Re: XML Core WG needs input on xml:lang=""

From: Al Gilman <asgilman@iamdigex.net>
Date: Sat, 03 Aug 2002 15:05:16 -0400
Message-Id: <>
To: John Cowan <jcowan@reutershealth.com>
Cc: jcowan@reutershealth.com (John Cowan), w3c-xml-plenary@w3.org, w3c-i18n-ig@w3.org, xml-editor@w3.org, w3c-xml-core-wg@w3.org

At 11:45 AM 2002-08-03, John Cowan wrote:
>Al Gilman scripsit:
>> Perhaps we have reached a point where we should ask the people who 
>> control the vocabulary wherein 'und' is an established entry.
>As you command, so shall it be.  The (U.S.) Library of Congress, the
>registration authority for ISO 639-2, spake thus:
>#    The language code "und" is used "if the language associated with an
>#   item cannot be determined" or "for works having textual content
>#   consisting of arbitrary syllables, humming or other human-produced
>#   sounds for which a language cannot be specified."--from MARC Code
>#   List for Languages.
>So in order for "und" to apply we must have a language, or at least
>human-produced sounds of some sort.  

I cannot concur with this interpretation of the quote.

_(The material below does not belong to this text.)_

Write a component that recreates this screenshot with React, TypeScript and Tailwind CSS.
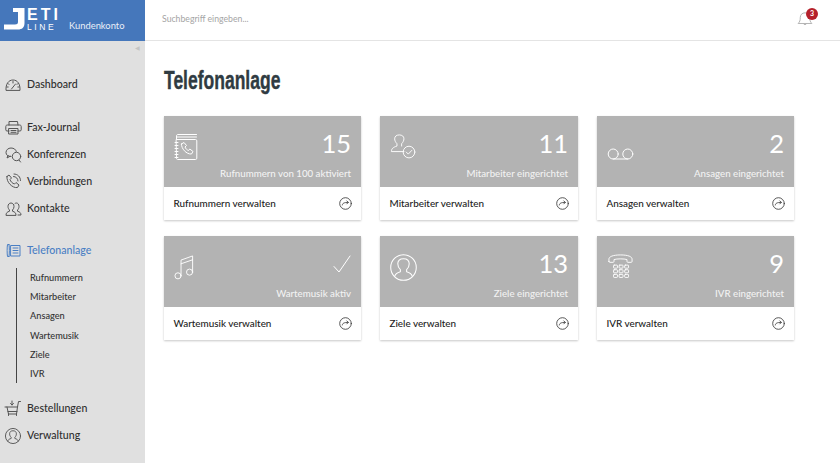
import React from "react";

const S = { fill: "none", stroke: "currentColor", strokeWidth: 1, strokeLinecap: "round" as const, strokeLinejoin: "round" as const };

const Gauge = () => (
  <svg width="16" height="12" viewBox="0 0 16 12" {...S}>
    <path d="M1 11C.6 5 3.500 1 8 1s7.400 4 7 10z" />
    <path d="M3 4.500l1 1M8 2.500v1.500M13 4.500l-1 1M2 8h1.200M14 8h-1.200M6.500 10L10.500 5" />
  </svg>
);
const Printer = () => (
  <svg width="17" height="15" viewBox="0 0 17 15" {...S}>
    <path d="M4 5V1.500h8.500l.5 3.500" />
    <path d="M4 11H2c-.8 0-1.200-.5-1.200-1.200V6.500C.8 5.600 1.400 5 2.300 5h12.400c.9 0 1.500.6 1.500 1.500v3.300c0 .7-.4 1.200-1.200 1.200H13" />
    <path d="M4 8.500h9V14H4zM6 10.500h5M6 12.300h5" />
  </svg>
);
const Chat = () => (
  <svg width="17" height="16" viewBox="0 0 17 16" {...S}>
    <path d="M6 9.500C3 9.500 1 8 1 5.500S3.200 1 6 1s5 1.500 5.300 3.500" />
    <path d="M3 8.500L2 11l3-1.700" />
    <circle cx="11.500" cy="9.500" r="4.200" />
    <path d="M14 13l1.500 2" />
  </svg>
);
const PhoneWaves = () => (
  <svg width="17" height="17" viewBox="0 0 17 17" {...S}>
    <path d="M2 3.500L4 2l2.500 3-1.500 1.500c.5 2 2.500 4 4.500 4.500L11 9.500l3 2.500-1.500 2.500C7.500 15.500 1 9 2 3.500z" />
    <path d="M8.500 3.500c2.500 0 4.500 2 4.500 4.500M9 1c3.800 0 6.500 3 6.500 6.500" />
  </svg>
);
const People = () => (
  <svg width="17" height="14" viewBox="0 0 17 14" {...S}>
    <path d="M1 13c0-2 1-3 3.500-3.800V8C3.500 7 3 5.800 3 4.500 3 2.500 4.200 1 6 1s3 1.500 3 3.500C9 5.800 8.500 7 7.500 8v1.200C10 10 11 11 11 13z" />
    <path d="M10 1.500c.4-.3.8-.5 1.300-.5C13 1 14 2.500 14 4.500c0 1.300-.5 2.500-1.500 3.500v1.200c2.500.8 3.500 1.800 3.500 3.800h-3" />
  </svg>
);
const Desk = () => (
  <svg width="15" height="15" viewBox="0 0 15 15" {...S}>
    <path d="M3 1.500H1.500C1 4 1 11 1.500 13.500H3M3 1.500c.5 3 .5 9 0 12" />
    <path d="M5 2.500h9v10.500H5zM7 5h5M7 7.500h5M7 10h5" />
  </svg>
);
const Cart = () => (
  <svg width="18" height="17" viewBox="0 0 18 17" {...S}>
    <path d="M1 7h12.500l1-5.500h2M3 7l1.500 7h8L13.500 7M4 11.500h9" />
    <path d="M8 1v4M6.500 3.500L8 5l1.500-1.500" />
    <path d="M4.500 14v1.500M12.500 14v1.500" />
  </svg>
);
const UserCircle = ({ size = 16 }: { size?: number }) => (
  <svg width={size} height={size} viewBox="0 0 26 26" {...S} strokeWidth={26 / size > 1.2 ? 1.5 : 1}>
    <circle cx="13" cy="13" r="12.300" />
    <path d="M4.500 21.500c.5-2.500 2-3.500 5.500-4.500v-2c-1.500-1.200-2.500-3-2.500-5.500C7.500 6 9.800 4.500 13 4.500s5.500 1.500 5.500 5c0 2.500-1 4.300-2.500 5.500v2c3.500 1 5 2 5.500 4.500" />
  </svg>
);

const Book = () => (
  <svg width="24" height="28" viewBox="0 0 24 28" {...S}>
    <path d="M2.500 6V3C2.500 2 3 1.500 4 1.500h18.500M3 4h19.500" />
    <path d="M2.500 6.500h19c.8 0 1.300.5 1.300 1.300v17.400c0 .8-.5 1.300-1.300 1.300h-18c-.6 0-1-.4-1-1z" />
    <path d="M1 9.500h3M1 12.500h3M1 15.500h3M1 18.500h3M1 21.500h3M1 24.500h3" />
    <path d="M7.500 11l2.500-1.500 2.500 3-1.500 1.500c.5 1.500 2 3 3.500 3.500l1.300-1.500 3.200 2.500-1.500 2.500c-5 .5-10.500-5.500-10-10z" />
  </svg>
);
const UserCheck = () => (
  <svg width="26" height="25" viewBox="0 0 28 27" {...S}>
    <path d="M15 19H1.500c0-3 1.500-4.500 6-6v-2.500C6 9 5 7 5 5.200 5 2.500 7 1 10 1s5 1.500 5 4.200c0 1.800-1 3.800-2.500 5.300V13" />
    <circle cx="20.500" cy="19.500" r="6.300" />
    <path d="M17.500 19.500l2.200 2.200 3.800-4" />
  </svg>
);
const Voicemail = () => (
  <svg width="27" height="12" viewBox="0 0 27 12" {...S}>
    <circle cx="6.200" cy="6" r="5" />
    <circle cx="20.800" cy="6" r="5" />
    <path d="M6.200 11h14.600" />
  </svg>
);
const Music = () => (
  <svg width="20" height="25" viewBox="0 0 21 27" {...S}>
    <circle cx="4" cy="22.500" r="3.300" />
    <circle cx="16.500" cy="18.500" r="3.300" />
    <path d="M7.300 22.500V5.500L19.800 1v17.500M7.300 9.500l12.500-4.300" />
  </svg>
);
const Handset = () => (
  <svg width="27" height="25" viewBox="0 0 27 27" {...S}>
    <path d="M1 8V5.500C1 3 5 1 13.500 1S26 3 26 5.500V8c0 .6-.4 1-1 1h-3.500c-.6 0-1-.4-1-1V6c-3-1-11-1-14 0v2c0 .6-.4 1-1 1H2c-.6 0-1-.4-1-1z" />
    {[6, 12, 18].flatMap((x) =>
      [12, 17, 22].map((y) => <rect key={`${x}-${y}`} x={x} y={y} width="4.200" height="3.300" rx=".7" />)
    )}
  </svg>
);
const Check = () => (
  <svg width="18" height="18" viewBox="0 0 18 18" {...S}>
    <path d="M1 11.500L6 17 17 1" />
  </svg>
);
const GoArrow = () => (
  <svg width="13" height="13" viewBox="0 0 13 13" fill="none" stroke="#444" strokeWidth="0.9" strokeLinecap="round" strokeLinejoin="round">
    <circle cx="6.500" cy="6.500" r="5.800" />
    <path d="M3.300 8c.2-1.700 1.500-2.600 5.900-2.600M7.800 3.900l1.500 1.500-1.500 1.500" />
  </svg>
);
const Bell = () => (
  <svg width="16" height="17" viewBox="0 0 16 18" fill="none" stroke="#b0b0b0" strokeWidth="1" strokeLinecap="round" strokeLinejoin="round">
    <path d="M1 14c1.500-1.500 2-3 2-6 0-3 2-5 5-5s5 2 5 5c0 3 .5 4.500 2 6z" />
    <path d="M6.500 14.500c.2 1.500 2.800 1.500 3 0" />
  </svg>
);

const nav1 = [
  { label: "Fax-Journal", icon: <Printer /> },
  { label: "Konferenzen", icon: <Chat /> },
  { label: "Verbindungen", icon: <PhoneWaves /> },
  { label: "Kontakte", icon: <People /> },
];
const sub = ["Rufnummern", "Mitarbeiter", "Ansagen", "Wartemusik", "Ziele", "IVR"];

const cards = [
  { icon: <Book />, num: "15", label: "Rufnummern von 100 aktiviert", link: "Rufnummern verwalten", top: "pt-[17px]" },
  { icon: <UserCheck />, num: "11", label: "Mitarbeiter eingerichtet", link: "Mitarbeiter verwalten", top: "pt-[18px]" },
  { icon: <Voicemail />, num: "2", label: "Ansagen eingerichtet", link: "Ansagen verwalten", top: "pt-[32px]" },
  { icon: <Music />, num: null, label: "Wartemusik aktiv", link: "Wartemusik verwalten", top: "pt-[19px]" },
  { icon: <UserCircle size={27} />, num: "13", label: "Ziele eingerichtet", link: "Ziele verwalten", top: "pt-[18px]" },
  { icon: <Handset />, num: "9", label: "IVR eingerichtet", link: "IVR verwalten", top: "pt-[18px]" },
];

function NavRow({ icon, label, active }: { icon: React.ReactNode; label: string; active?: boolean }) {
  return (
    <div className={`flex h-[27px] items-center ${active ? "text-[#4a7fc4]" : "text-[#2f2f2f]"}`}>
      <span className={`flex w-[27px] shrink-0 justify-center pr-[1px] ${active ? "text-[#4a7fc4]" : "text-[#555]"}`}>{icon}</span>
      <span className="text-[10.600px] font-medium">{label}</span>
    </div>
  );
}

export default function App() {
  return (
    <div className="flex h-[463px] w-[840px] overflow-hidden bg-white font-['Lato',sans-serif]">
      <aside className="flex w-[145px] shrink-0 flex-col bg-[#e0e0e0]">
        <div className="flex h-[41px] items-start bg-[#4577bb] pl-[4px] pt-[8px] text-white">
          <svg width="21" height="22" viewBox="0 0 21 22" className="shrink-0">
            <path d="M9 0h11.500v15c0 4.500-2.500 6.500-6.500 6.500H0v-5h11c2 0 3-.8 3-2.500V4H9z" fill="white" />
          </svg>
          <div className="ml-[2px] flex w-[34px] shrink-0 flex-col font-['Liberation_Sans',sans-serif]">
            <span className="h-[14px] whitespace-nowrap text-[16px] font-bold leading-[14px] tracking-[3px]">ETI</span>
            <span className="mt-[2px] whitespace-nowrap text-[8.500px] leading-[7px] tracking-[2.600px]">LINE</span>
          </div>
          <span className="ml-[8px] mt-[11px] whitespace-nowrap text-[9.400px] leading-[14px] text-[#e8eef7]">Kundenkonto</span>
        </div>
        <div className="flex h-[16px] justify-end pr-[5px] pt-[3px] text-[6px] leading-[8px] text-[#c4c4c4]">◀</div>
        <nav className="flex flex-col pt-[14px]">
          <NavRow icon={<Gauge />} label="Dashboard" />
          <div className="mt-[16px] flex flex-col">
            {nav1.map((n) => (
              <NavRow key={n.label} icon={n.icon} label={n.label} />
            ))}
          </div>
          <div className="mt-[15px]">
            <NavRow icon={<Desk />} label="Telefonanlage" active />
          </div>
          <ul className="ml-[16px] mt-[4px] flex h-[115px] flex-col justify-between border-l border-[#444] pb-[2px] pl-[13px] pt-[3px] text-[9.200px] font-medium text-[#333]">
            {sub.map((s) => (
              <li key={s} className="leading-[14px]">{s}</li>
            ))}
          </ul>
          <div className="mt-[12px] flex flex-col">
            <NavRow icon={<Cart />} label="Bestellungen" />
            <NavRow icon={<UserCircle />} label="Verwaltung" />
          </div>
        </nav>
      </aside>
      <div className="flex min-w-0 flex-1 flex-col">
        <header className="flex h-[41px] items-center justify-between border-b border-[#e4e4e4] pb-[3px] pl-[17px] pr-[27px]">
          <span className="text-[8.700px] text-[#a5a5a5]">Suchbegriff eingeben...</span>
          <span className="relative flex h-[20px] w-[16px] items-center">
            <Bell />
            <span className="absolute right-[-5px] top-[-1px] flex h-[12px] w-[12px] items-center justify-center rounded-full bg-[#b5202a] text-[7px] font-bold text-white">3</span>
          </span>
        </header>
        <main className="pl-[19px]">
          <h1 className="mt-[24px] h-[31px] origin-left scale-x-[0.7] whitespace-nowrap font-['Liberation_Sans',sans-serif] text-[25px] font-bold leading-[31px] text-[#2f3b42] [-webkit-text-stroke:0.4px_#2f3b42]">Telefonanlage</h1>
          <div className="mt-[20px] grid w-[630px] grid-cols-[197px_198px_197px] gap-x-[19px] gap-y-[16px]">
            {cards.map((c) => (
              <div key={c.link} className="bg-white shadow-[0_1px_2px_rgba(0,0,0,0.22)]">
                <div className="flex h-[71px] justify-between bg-[#b3b3b3] pl-[10px] pr-[10px] text-white">
                  <div className={c.top}>{c.icon}</div>
                  <div className="flex flex-col items-end">
                    <div className="flex h-[46px] items-center pt-[9px]">
                      {c.num ? <span className="text-[25.500px] leading-none">{c.num}</span> : <Check />}
                    </div>
                    <span className="text-[9.700px] font-medium leading-[22px] text-[#f2f2f2]">{c.label}</span>
                  </div>
                </div>
                <div className="flex h-[33px] items-center justify-between px-[9.500px]">
                  <span className="text-[9.900px] font-medium text-[#222]">{c.link}</span>
                  <GoArrow />
                </div>
              </div>
            ))}
          </div>
        </main>
      </div>
    </div>
  );
}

This quote is fine as far as it goes, which is to say that when the 
language cannot be determined, and a language label is required, the 
'und' label MUST be selected.

But it doesn't resolve the issue.

This quote doesn't tell us whether or not, when the language is 
simply not being indicated, within a situation that calls for a language 
label, the 'und' label MAY be used.

>C is out.  (The MARC list is the
>direct ancestor of the ISO 639-2 list.)
>> It is not yet clear to me that it is legitimate to distinguish
>> between the knowledge states after observing a) no xml:lang attribute
>> or b) an xml:lang="und" attribute.  The XML markup usually only tells
>> us what it is that the markup tells us.  'und' is perhaps like "this space
>> intentionally left blank."  It tells us explicitly that it is telling
>> us nothing, or so it would seem.
>No, it tells us that we have here language or paralanguage, but not
>(to quote the MARC list again for the kinds of things to which language
>codes are not applicable):
># instrumental or electronic music; sound recordings consisting of
># nonverbal sounds; audiovisual materials with no narration, printed titles,
># or subtitles; machine-readable data files consisting of machine languages
># or character codes.

The purpose of that quote would appear to be to keep people from requesting
token assignments for machine languages.  Not to keep people from applying 
an 'und' mark to unknown situations, where the range of possibilities includes
machine language.

This cited language is an interesting historical precedent.  It 
leaves room for interpretation either way, as regards the use of 'und' 
to erase a precedent that would otherwise apply to the "not a human 
language" code text.  The are not offering to designate a label for 
MIDI, but saying that xml:lang="und" could still be construed to be 
legitimate as annotated on a burst of MIDI code in an otherwise 
Spanish text.

It sounds more like this merits an erratum or interpretive note to the ISO
implementation of this vocabulary to indicate that 'und' MAY be applied
in "not a natural language | don't know | don't care" situations.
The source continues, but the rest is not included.